Sekali lagi gue mau over-glorifying my achievement here. Gue sukses memimpin organisasi mahasiswa dan menunaikan studi gue tepat waktu saat banyak orang lain nggak bisa. Gue sukses support pasangan gue saat itu untuk mencapai semua keinginannya. Gue sukses masuk perusahaan multi-nasional sebagai fresh grad dan satu-satunya di kantor gue yang berasal dari S1 di kampus swasta, saat kolega gue yang engineer isinya S2 semua seminimal-minimalnya kampus negeri dan sisanya dari luar negeri. Gue punya cita-cita untuk lanjut studi lagi sampai S2 dan gue nggak mau studi gue biasa saja, gue mau melanjutkan perjalanan S1 gue yang extravagant menjadi lebih extra lagi dengan ke luar dari Indonesia dan kembali dengan entry lagu "You Can't See Me"nya John Cena, because my time is now!


The how is easy, hanya perlu meyakinkan diri sendiri bahwa lo nggak perlu tertekan oleh standar dan struktur sosial yang mengharuskan lo begitu. Tapi nyatanya memang tidak semudah itu, jujur saja. Gue pun terhambat melihat teman-teman gue sudah pada nikah bahkan sudah punya anak dan lain-lain. Terhambat dengan segala tekanan sosial yang gue lihat, padahal yang gue sudah lakuin dan akan gue lakuin, mungkin melewati segala "achievement" tekanan sosial yang diberikan ke gue. Gue mungkin bisa melesat lebih jauh lagi, membuat semua mata iri memandang tapi itu nggak bakal kejadian kalo misalnya gue terhambat sekarang.

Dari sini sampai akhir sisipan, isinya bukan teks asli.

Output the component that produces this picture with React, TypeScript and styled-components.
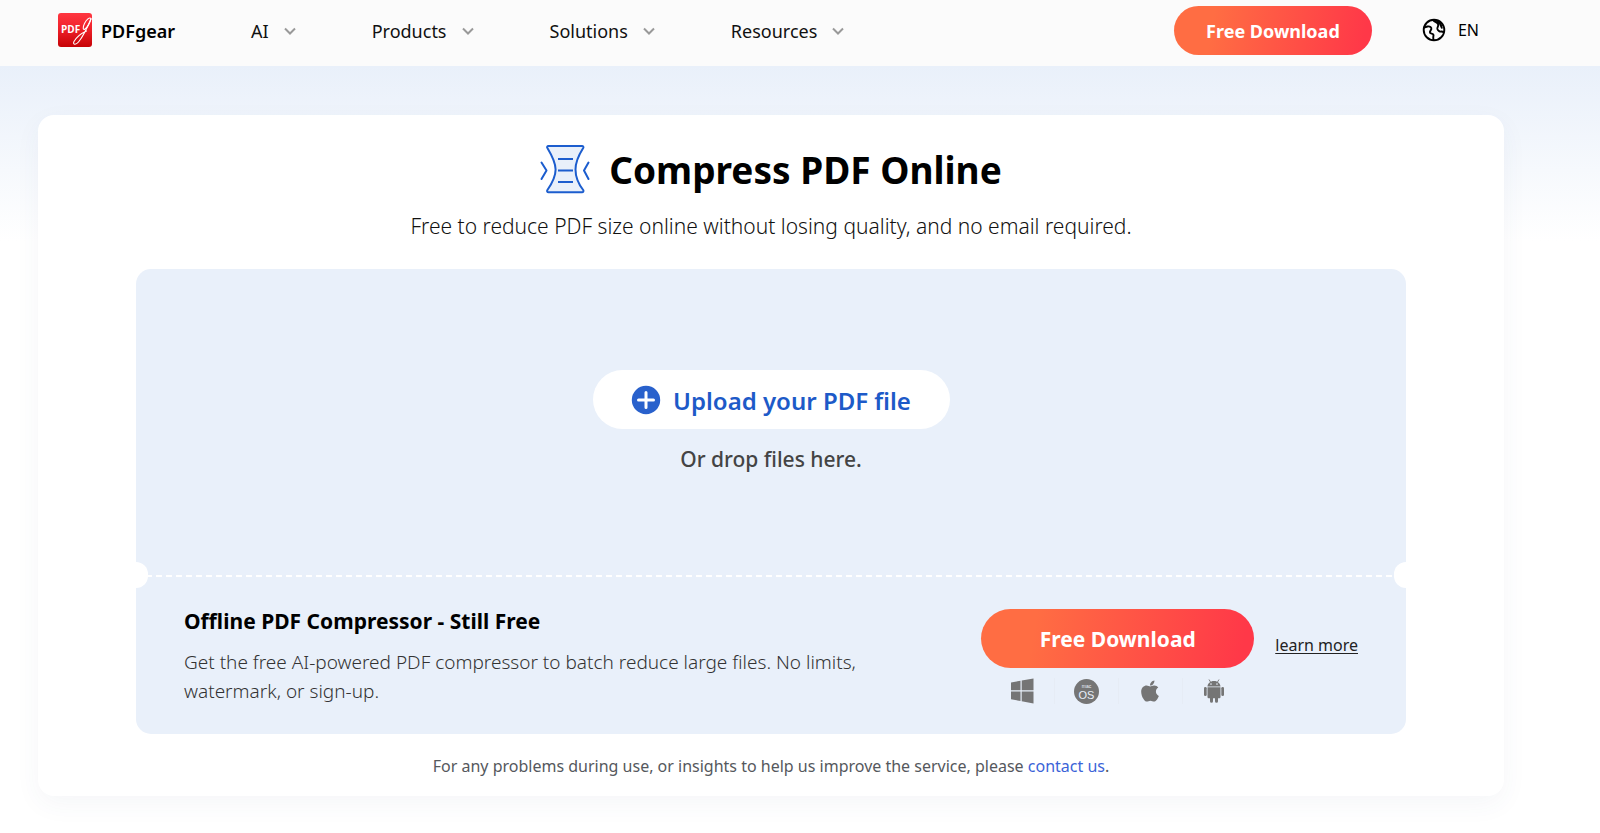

Jadi, intinya adalah fuck the pressure.

Gue pernah bilang di salah satu materi Latihan Kepemimpinan gue, bahwa Intan/Diamond itu aslinya kan karbon, sama kayak arang, tapi dengan tekanan yang cukup mereka jauh lebih berharga daripada sekedar arang. So, let's ride the raging waves and climb the fucking mountain my friend, we could be a Diamond! But if you gave up now and burned by the society, you became a char and ashes which do not matter. Let's make yourself matter in the society!

So, do we all alright?

Pertanyaan yang selalu terngiang-ngiang di kepala saat gue memikirkan hal-hal nggak penting alias overthinking. But hey, yes we do alright! Lace your shoes and go running wild!